9) Name and identity mismatches
Common, deceptively serious issues:
- Different spellings of names across passports and birth certificates,
- Different birth dates across records,
- Changes from marriage, adoption, or local naming conventions not backed by official records.
Officers generally require a clean “document trail” showing that all versions refer to the same person.
10) What Happens If the Child Does Not Qualify Under RA 9225 Derivative Citizenship
If the child is 18 or older, or otherwise disqualified (e.g., married), the child generally cannot rely on RA 9225’s derivative clause.
That does not automatically mean the person is not a Philippine citizen under other theories; it means this specific derivative mechanism is unavailable. Citizenship analysis may shift to other legal bases (e.g., whether the person was a citizen at birth under the Constitution and civil registry evidence, and whether any separate legal steps are required to document that status).
11) Practical Drafting Notes for a Strong Filing (What Prevents Denials)

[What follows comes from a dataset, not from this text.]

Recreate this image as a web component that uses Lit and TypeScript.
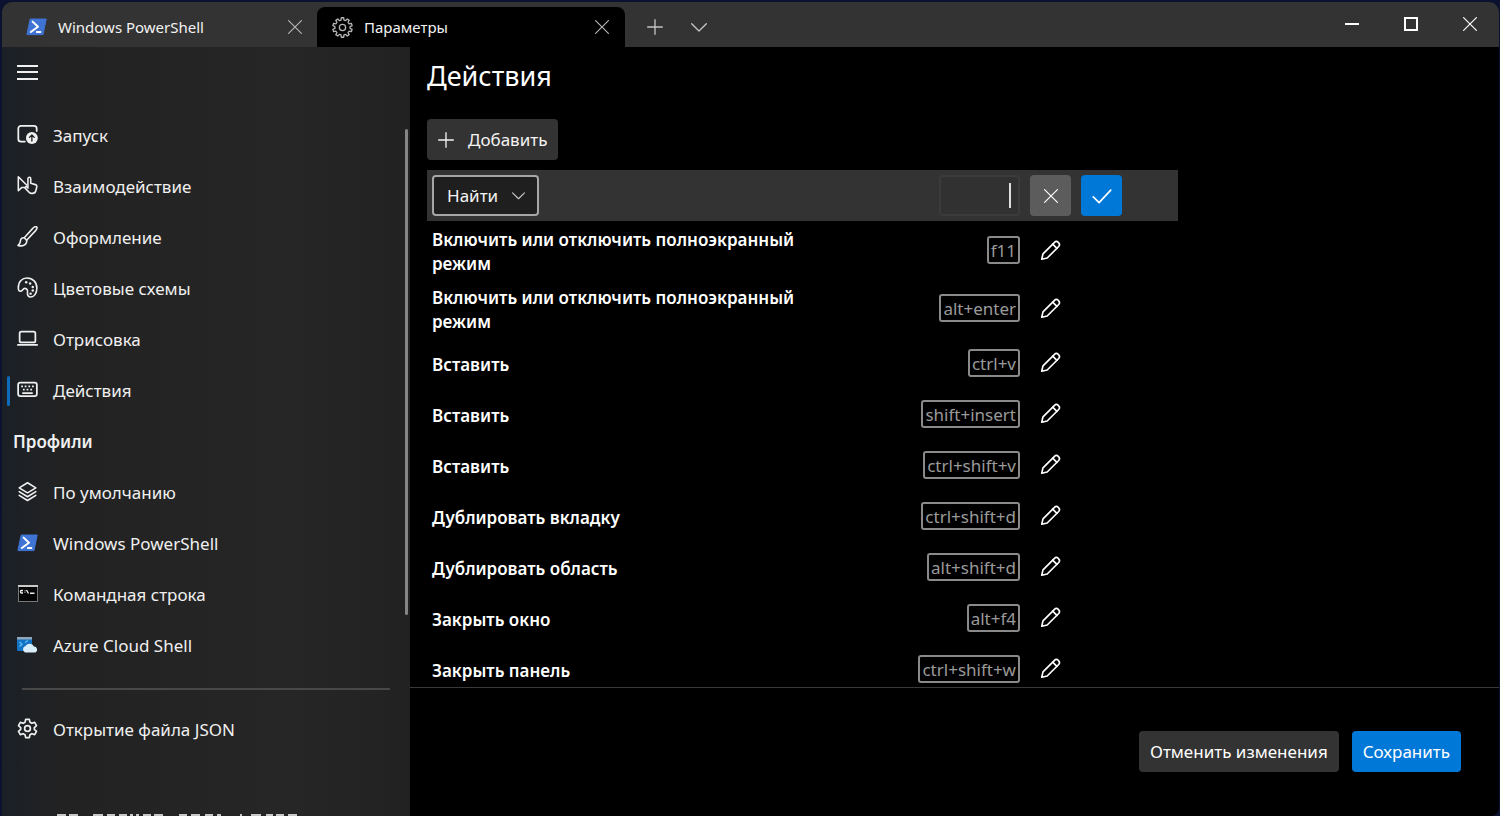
import { LitElement, html, svg, css } from "lit";
import { customElement, property } from "lit/decorators.js";
import { classMap } from "lit/directives/class-map.js";

const line = (body: unknown, size = 21, width = 2) => html`<svg
  width=${size} height=${size} viewBox="0 0 24 24" fill="none" stroke="currentColor"
  stroke-width=${width} stroke-linejoin="round" stroke-linecap="round" aria-hidden="true">${body}</svg>`;

const gearPath = (teeth: number, outer: number, inner: number) => {
  const points: string[] = [];
  const step = (Math.PI * 2) / teeth;
  for (let i = 0; i < teeth; i++) {
    const a = i * step - Math.PI / 2;
    for (const [f, r] of [[-0.3, inner], [-0.2, outer], [0.2, outer], [0.3, inner]]) {
      points.push(`${(12 + r * Math.cos(a + f * step)).toFixed(2)} ${(12 + r * Math.sin(a + f * step)).toFixed(2)}`);
    }
  }
  return `M${points.join("L")}Z`;
};

const powershell = html`<svg width="21" height="18" viewBox="0 0 21 18" aria-hidden="true">
  <path d="M4.2 1H20.2L17 16.6H.9Z" fill="#3f74d4" stroke="#3f74d4" stroke-linejoin="round"/>
  <path d="M6.6 3.6L12 8.8L4.8 14" fill="none" stroke="#fff" stroke-width="2" stroke-linecap="round" stroke-linejoin="round"/>
  <path d="M10.8 14H14.4" stroke="#fff" stroke-width="1.8" stroke-linecap="round"/></svg>`;

const icons: Record<string, unknown> = {
  startup: line(svg`<path d="M9 20H4.500A3 3 0 0 1 1.500 17V5A3 3 0 0 1 4.500 2H19.500A3 3 0 0 1 22.500 5V8"/>
    <circle cx="17" cy="16" r="6.800" fill="currentColor" stroke="none"/>
    <path d="M17 19.500V13M14.300 15.300L17 12.600L19.700 15.300" stroke="#202020" stroke-width="1.500"/>`),
  interaction: line(svg`<path d="M1.500 2V18L5.500 14.200H8.500M1.500 2L11 11.500"/>
    <path d="M12.500 15V4.200A1.600 1.600 0 0 1 15.700 4.200V9.500L21 11A2.300 2.300 0 0 1 22.700 13.500L21.500 18A4 4 0 0 1 17.500 21H16.500A4 4 0 0 1 13.500 19.500L9.300 15A1.300 1.300 0 0 1 11 13.400L12.500 14.500"/>`, 21, 1.8),
  appearance: line(svg`<path d="M22.700 1.300C21 -.2 19 1.500 18 2.700L8.300 13.500L11 16.300L21.500 5C22.700 3.500 23.300 2.200 22.700 1.300Z"/>
    <path d="M8.300 13.500C5.500 13.300 4 15 3.800 17.500C3.600 19.500 2.800 21 1.200 22.200C4 23 7.500 22.800 9.500 21C11 19.700 11.300 17.800 11 16.300"/>`, 21, 1.8),
  colors: line(svg`<path d="M1.500 12.500C1.500 5 6 1.200 11.500 1.200C18 1.200 22.700 6 22.700 12.500C22.700 18.500 19.800 22.800 15.800 22.800C12.800 22.800 11.600 20.600 12 18C12.400 15.300 11.500 13 9 13C6.500 13 6.200 16.300 4 16.300C2.300 16.300 1.500 14.800 1.500 12.500Z"/>
    <g fill="currentColor" stroke="none"><circle cx="10.500" cy="6" r="1.400"/><circle cx="15" cy="7.500" r="1.400"/><circle cx="18" cy="11.500" r="1.400"/><circle cx="18" cy="15.500" r="1.400"/><circle cx="15.500" cy="19" r="1.400"/></g>`, 21, 1.8),
  rendering: line(svg`<rect x="3" y="4" width="18" height="12.500" rx="2"/><path d="M1 19.300H23"/>`),
  actions: line(svg`<rect x="1.300" y="4" width="21.400" height="15.500" rx="2.500"/>
    <path d="M4.800 8.500H6.800M8.800 8.500H10.800M13 8.500H15M17.200 8.500H19.200M6.800 12H8.800M11 12H13M15.200 12H17.200M6 16H18" stroke-linecap="butt"/>`),
  layers: line(svg`<path d="M12 2L21.500 7.800L12 13.500L2.500 7.800Z"/><path d="M2.500 12.200L12 18L21.500 12.200M2.500 16.500L12 22.300L21.500 16.500"/>`, 21, 1.8),
  powershell,
  cmd: html`<svg width="20" height="17" viewBox="0 0 20 17" aria-hidden="true">
    <rect x=".5" y=".5" width="19" height="16" fill="#050505" stroke="#777"/><path d="M0 1H20" stroke="#c9c9c9" stroke-width="2"/>
    <path d="M5 5.500H3.500Q2.500 5.500 2.500 6.700T3.500 8H5M7 5.500V6.200M7 7.500V8M8.500 5L10.500 8.500M12 8.300H16.500" fill="none" stroke="#eee" stroke-width="1.400"/></svg>`,
  azure: html`<svg width="21" height="18" viewBox="0 0 21 18" aria-hidden="true">
    <rect x="0" y="1" width="15" height="14" rx="1" fill="#1272c4"/><path d="M0 1H15V3.500H0Z" fill="#8fa7ba"/>
    <path d="M2.500 6L5 8.300L2.500 10.500M8 6.500L11 4.500" fill="none" stroke="#5bbcf0" stroke-width="1.400"/>
    <path d="M8 16.500A3.500 3.500 0 0 1 8.500 10A4.800 4.800 0 0 1 17 10.500A3.200 3.200 0 0 1 18.500 16.500Z" fill="#d9eefb"/></svg>`,
  settings: line(svg`<path d="M9.900 1.500H14.100L14.800 4.800L17 6.100L20.200 5L22.300 8.700L19.800 11V13L22.300 15.300L20.200 19L17 17.900L14.800 19.200L14.100 22.500H9.900L9.200 19.200L7 17.900L3.800 19L1.700 15.300L4.200 13V11L1.700 8.700L3.800 5L7 6.100L9.200 4.800Z"/><circle cx="12" cy="12" r="3.300"/>`, 21, 1.9),
  gear: line(svg`<path d=${gearPath(10, 11.2, 8.7)}/><circle cx="12" cy="12" r="3.600"/>`, 21, 1.5),
  close: line(svg`<path d="M1 1L23 23M23 1L1 23"/>`, 14, 2),
  plus: line(svg`<path d="M12 1V23M1 12H23"/>`, 16, 2),
  chevron: line(svg`<path d="M1 7L12 18L23 7"/>`, 16, 2),
  check: line(svg`<path d="M1.500 13L8.500 20L22.500 5"/>`, 20, 2),
  pencil: line(svg`<path d="M2 22L3.400 15.800L16.300 2.900A3.300 3.300 0 0 1 21.100 7.700L8.200 20.600Z"/><path d="M14.500 4.700L19.300 9.500"/>`, 21, 1.900),
  menu: html`<svg width="21" height="16" viewBox="0 0 21 16" stroke="currentColor" stroke-width="2" aria-hidden="true"><path d="M0 1H21M0 7H21M0 14H21"/></svg>`,
  minimize: html`<svg width="14" height="14" viewBox="0 0 14 14" stroke="currentColor" stroke-width="2" aria-hidden="true"><path d="M0 7H14"/></svg>`,
  maximize: html`<svg width="14" height="14" viewBox="0 0 14 14" stroke="currentColor" stroke-width="2" fill="none" aria-hidden="true"><rect x="1" y="1" width="12" height="12"/></svg>`,
};

const reset = css`
  :host, * { box-sizing: border-box; }
  svg { display: block; flex: none; }
  button, input, select { font: inherit; color: inherit; margin: 0; border: 0; padding: 0; background: none; }
  button { display: flex; align-items: center; justify-content: center; }
`;

@customElement("title-bar")
export class TitleBar extends LitElement {
  static styles = [reset, css`
    :host { display: flex; height: 45px; background: #333; font-size: 15px; border-radius: 10px 10px 0 0; }
    .tab { display: flex; align-items: center; width: 308px; padding: 0 15px; }
    .tab.first { width: 315px; padding: 5px 14px 0 24px; }
    .tab.current { background: #000; margin-top: 5px; border-radius: 8px 8px 0 0; }
    .icon { display: grid; place-items: center; width: 21px; color: #b5b5b5; }
    .label { flex: 1; margin-left: 11px; color: #f2f2f2; text-align: left; }
    .small { color: #b5b5b5; width: 16px; height: 32px; }
    .extra { display: flex; gap: 28px; align-items: center; padding: 4px 0 0 22px; color: #c4c4c4; }
    .window { display: flex; margin-left: auto; align-items: flex-start; color: #fff; }
    .window button { width: 59px; height: 44px; }
  `];
  render() {
    return html`
      <div class="tab first"><span class="icon">${icons.powershell}</span><span class="label">Windows PowerShell</span>
        <button class="small" aria-label="Закрыть">${icons.close}</button></div>
      <div class="tab current"><span class="icon">${icons.gear}</span><span class="label">Параметры</span>
        <button class="small" aria-label="Закрыть">${icons.close}</button></div>
      <div class="extra"><button aria-label="Новая вкладка">${icons.plus}</button><button aria-label="Меню">${icons.chevron}</button></div>
      <div class="window"><button aria-label="Свернуть">${icons.minimize}</button><button aria-label="Развернуть">${icons.maximize}</button>
        <button aria-label="Закрыть окно">${icons.close}</button></div>`;
  }
}

@customElement("side-nav")
export class SideNav extends LitElement {
  static styles = [reset, css`
    :host { display: flex; flex-direction: column; background: linear-gradient(90deg, #1b2026, #222 60px, #262626 70%, #222); color: #f0f0f0; min-height: 0; }
    .menu { width: 51px; height: 51px; margin-bottom: 12px; flex: none; }
    .scroller { display: flex; justify-content: space-between; }
    .thumb { width: 3px; height: 486px; margin: 19px 2px 0 0; border-radius: 2px; background: #858585; }
    .list { flex: 1; }
    a { display: flex; align-items: center; height: 51px; color: inherit; text-decoration: none; }
    .mark { width: 3px; height: 30px; margin-left: 5px; border-radius: 2px; }
    .current .mark { background: #0f6cbd; }
    .icon { display: grid; place-items: center; width: 21px; margin: 0 15px 2px 7px; }
    h2 { margin: 0; padding-left: 11px; font-size: 17px; line-height: 51px; font-weight: 600; }
    hr { width: auto; margin: 17px 20px 14px; border: 0; height: 2px; background: #484848; flex: none; }
    .behind { margin-top: auto; }
  `];
  item(icon: string, label: string, current = false) {
    return html`<a href="#" class=${classMap({ current })} aria-current=${current ? "page" : "false"}>
      <span class="mark"></span><span class="icon">${icons[icon]}</span><span>${label}</span></a>`;
  }
  render() {
    return html`
      <button class="menu" aria-label="Навигация">${icons.menu}</button>
      <div class="scroller"><nav class="list">
        ${this.item("startup", "Запуск")}
        ${this.item("interaction", "Взаимодействие")}
        ${this.item("appearance", "Оформление")}
        ${this.item("colors", "Цветовые схемы")}
        ${this.item("rendering", "Отрисовка")}
        ${this.item("actions", "Действия", true)}
        <h2>Профили</h2>
        ${this.item("layers", "По умолчанию")}
        ${this.item("powershell", "Windows PowerShell")}
        ${this.item("cmd", "Командная строка")}
        ${this.item("azure", "Azure Cloud Shell")}
      </nav><div class="thumb"></div></div>
      <hr />
      ${this.item("settings", "Открытие файла JSON")}
      <svg class="behind" width="300" height="2" viewBox="0 0 300 2" stroke="#c8c8c8" stroke-width="2" aria-hidden="true">
        <path d="M55 1h9M67 1h9M91 1h10M105 1h8M117 1h8M128 1h3M134 1h3M141 1h8M152 1h9M177 1h8M189 1h9M203 1h8M215 1h4M238 1h2M249 1h10M264 1h7M274 1h8M286 1h9"/></svg>`;
  }
}

@customElement("action-row")
export class ActionRow extends LitElement {
  @property() name = "";
  @property() keys = "";
  static styles = [reset, css`
    :host { display: grid; grid-template-columns: 380px 1fr 41px; column-gap: 10px; align-items: center; min-height: 51px; padding: 5px 107px 5px 5px; }
    .name { font-weight: 600; line-height: 24px; color: #fff; padding-top: 2px; margin-bottom: -2px; }
    kbd { justify-self: end; border: 2px solid #8a8a8a; border-radius: 3px; height: 28px; padding: 0 2px; font: inherit; line-height: 26px; color: #9a9a9a; }
    button { width: 41px; height: 41px; color: #fff; }
  `];
  render() {
    return html`<span class="name">${this.name}</span><kbd>${this.keys}</kbd>
      <button aria-label="Изменить">${icons.pencil}</button>`;
  }
}

const actions = [
  ["Включить или отключить полноэкранный режим", "f11"],
  ["Включить или отключить полноэкранный режим", "alt+enter"],
  ["Вставить", "ctrl+v"],
  ["Вставить", "shift+insert"],
  ["Вставить", "ctrl+shift+v"],
  ["Дублировать вкладку", "ctrl+shift+d"],
  ["Дублировать область", "alt+shift+d"],
  ["Закрыть окно", "alt+f4"],
  ["Закрыть панель", "ctrl+shift+w"],
];

@customElement("app-root")
export class AppRoot extends LitElement {
  static styles = [reset, css`
    :host { display: flex; flex-direction: column; height: 100vh; padding: 2px 1px 0 2px; background: #0b1230; color: #fff; font: 17px/24px "Noto Sans", "Open Sans", sans-serif; overflow: hidden; }
    title-bar { flex: none; }
    .body { flex: 1; display: grid; grid-template-columns: 408px 1fr; min-height: 0; }
    main { display: flex; flex-direction: column; background: #000; min-height: 0; min-width: 0; border-radius: 0 0 8px 0; }
    .page { flex: 1; min-height: 0; overflow: hidden; padding-left: 17px; }
    h1 { margin: 9px 0 23px; font-size: 27px; line-height: 40px; font-weight: 400; }
    .add { height: 41px; gap: 14px; padding: 0 11px; background: #333; border-radius: 4px; color: #f4f4f4; }
    .list { max-width: 751px; margin-top: 10px; }
    .editor { display: flex; align-items: center; gap: 10px; height: 51px; padding: 5px 56px 5px 5px; background: #333; }
    .pick, .chord { display: grid; align-items: center; }
    .pick { margin-right: auto; width: 107px; }
    .pick > *, .chord > * { grid-area: 1 / 1; }
    select { appearance: none; height: 41px; width: 100%; padding: 0 13px; background: #1f1f1f; border: 2px solid #a6a6a6; border-radius: 4px; color: #f4f4f4; }
    .arrow { justify-self: end; margin-right: 14px; pointer-events: none; color: #ccc; }
    .arrow svg { width: 13px; height: 13px; }
    .chord input { width: 81px; height: 41px; border: 2px solid #3b3b3b; border-radius: 4px; background: #313131; text-align: right; padding: 0 8px; }
    .caret { justify-self: end; width: 2px; height: 25px; margin-right: 9px; background: #ddd; }
    .square { width: 41px; height: 41px; border-radius: 4px; background: #5c5c5c; }
    .primary { background: #0078d7; }
    footer { display: flex; justify-content: flex-end; gap: 13px; height: 129px; flex: none; padding: 43px 38px 0 0; border-top: 1px solid #3a3a3a; }
    footer button { height: 41px; padding: 0 11px; border-radius: 4px; }
    .cancel { background: #333; }
  `];
  render() {
    return html`
      <title-bar></title-bar>
      <div class="body">
        <side-nav></side-nav>
        <main>
          <div class="page">
            <h1>Действия</h1>
            <button class="add">${icons.plus}<span>Добавить</span></button>
            <div class="list">
              <div class="editor">
                <div class="pick"><select aria-label="Действие"><option>Найти</option></select><span class="arrow">${icons.chevron}</span></div>
                <div class="chord"><input type="text" aria-label="Сочетание клавиш" /><span class="caret"></span></div>
                <button class="square" aria-label="Отмена">${icons.close}</button>
                <button class="square primary" aria-label="Принять">${icons.check}</button>
              </div>
              ${actions.map(([name, keys]) => html`<action-row name=${name} keys=${keys}></action-row>`)}
            </div>
          </div>
          <footer><button class="cancel">Отменить изменения</button><button class="primary">Сохранить</button></footer>
        </main>
      </div>`;
  }
}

A well-prepared derivative citizenship filing typically:
- Establishes the parent’s natural-born status with primary Philippine records (and consistent identity documents);
- Shows the child’s filiation clearly on official civil registry documents;
- Demonstrates the child is under 18 and unmarried at the decisive time;
- Resolves inconsistencies proactively with official corrections/annotations where possible; and
- Uses properly certified/authenticated documents in the format required by the processing office.
12) Core Takeaways
- RA 9225 derivative citizenship is for unmarried children below 18 of a parent who retains/reacquires Philippine citizenship under RA 9225.
- The biggest pitfalls are age, marriage, weak proof of the parent’s natural-born status, and filiation/adoption documentation problems.
- Even when eligibility exists, approval depends on the case being properly documented and recorded so the child can be issued Philippine identity documents.